D. Personalmente ritengo che l’eccessiva polarizzazione della politica sia un pericolo incombente, non credi che l’incomunicabilità tra diverse parti sociali possa portare ad estremismi e demagogie?
R. Dal 1994 l’Italia è rimasta intrappolata in un sistema bipolare che all’epoca era sembrata una conquista. Da anni si attendeva l’introduzione di questo modello, pensando che avrebbe dato stabilità e (avrebbe dato) una giusta rappresentanza. Per me ha sortito il risultato opposto. In politica non c’è il bianco e il nero, è una scala di grigi. Non troverai mai due persone con posizioni perfettamente sovrapponibili. Dividere lo scacchiere politico in due parti annulla la complessità e annulla anche l’idealità, intesa come appartenenza a una cultura politica. È successo che il partito che vince le elezioni è quello che sottolinea meglio le differenze con gli altri partiti, quello che preme di più sulla pancia dell’elettorato e ne strumentalizza le paure. Se tu dovessi chiedermi cosa preferisco tra nero e bianco, sarò sempre costretto a polarizzare la mia scelta. Di conseguenza il dibattito si appiattirebbe e finirebbe per allontanarsi dalla realtà – è spaventoso vedere come un atteggiamento propositivo e costruttivo vengapenalizzato mentre viene premiata la conflittualità e l’esasperazione del confronto-. Sì, ormai è normale che si cerchi di screditare l’altro atutti i costi, si continua ad avvilire il discorso. Personalmente ho scelto di iscrivermi ad Azione proprio perché ho trovato un partito in grado di dare risposte concrete ai problemi della società. Il suo pragmatismo mi ha affascinato immediatamente. All’interno del partito le differenze possono essere annullate dal dialogo, convivono diverse anime; io mi reputo un progressista di centro, posso avere molte idee in comune sia con una persona di destra che con una di sinistra. Non sto sul mio piedistallo a giudicare gli altri, ma tento di trovare una sintesi politica, possibilmente pragmatica.

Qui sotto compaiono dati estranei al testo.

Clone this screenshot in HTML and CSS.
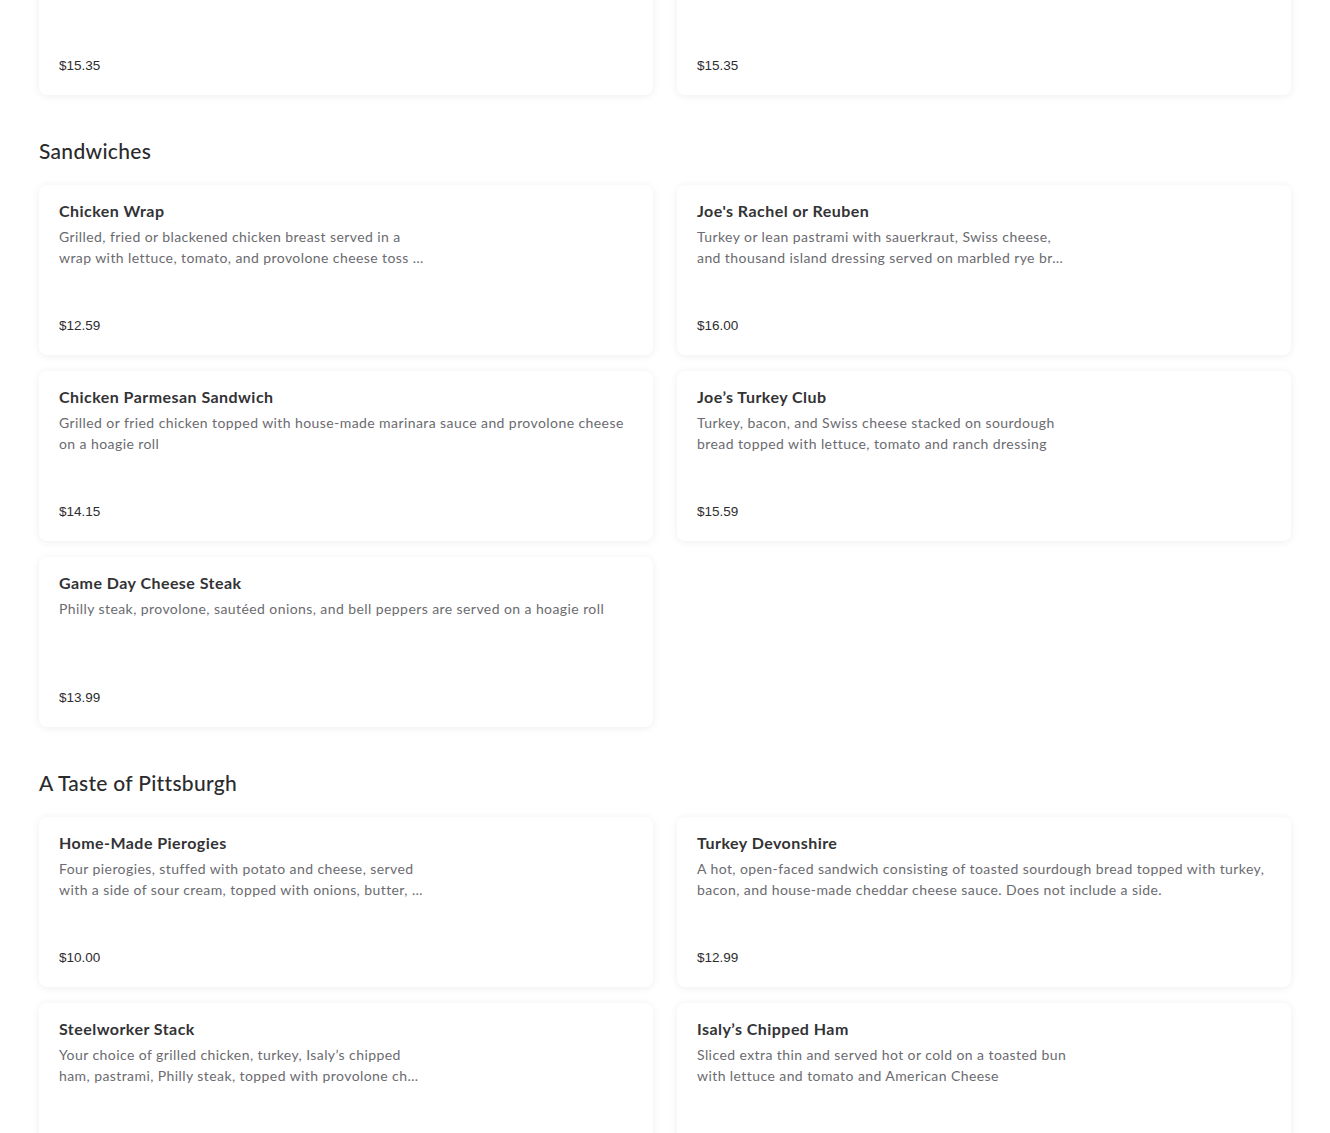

D. Ti rivolgo un’ultima domanda sull’attualità: il riaccendersi del conflitto israelo-palestinese è una notizia molto grave che rischia di risolversi in un’ecatombe. In più, scalda ulteriormente gli animi sul
piano internazionale. Come la vedi tu?
R. Vale la premessa: quella israelo-palestinese è una situazione spinosissima che ha le sue radici in millenni or sono. Sono per gran parte in linea con la posizione espressa dal mio partito. Hamas è il peggior nemico della Palestina, dirotta gli aiuti umanitari destinati alla popolazione e la affama. Costruisce le proprie basi sotto strutture civili sensibili come scuole e ospedali. Desidera la distruzione dello Stato d’Israele, unica democrazia del Medio Oriente e legittimamente riconosciuto dalle Nazioni Unite. Ma in Israele al governo c’è la destra estrema di Netanyahu, con ministri come Ben Gvir che fomentano l’odio razziale. Se è vero che il 7 ottobre Hamas ha perpetrato attacchi di inaudita gravità contro civili inermi
è vero anche che, d’altra parte, molte vite innocenti si sono spente per giustificare la lotta al terrorismo. Lo scontro tra estremismi porti solo altra violenza: è scioccante la notizia del linciaggio, fortunatamente evitato, dei passeggeri ebrei in un aeroporto del Daghestan. Così come gli episodi di antisemitismo accaduti in tutta Europa. Sul piano geopolitico stiamo già assistendo a uno scivolamento su scala internazionale del conflitto, ci sono già contrapposizioni evidenti fatte per procura, tramite stati-fantoccio e pressioni economiche. Tutto ciò che ci permette di evitare l’escalation è positivo. La priorità assoluta è evitare il propagarsi dell’uso della forza.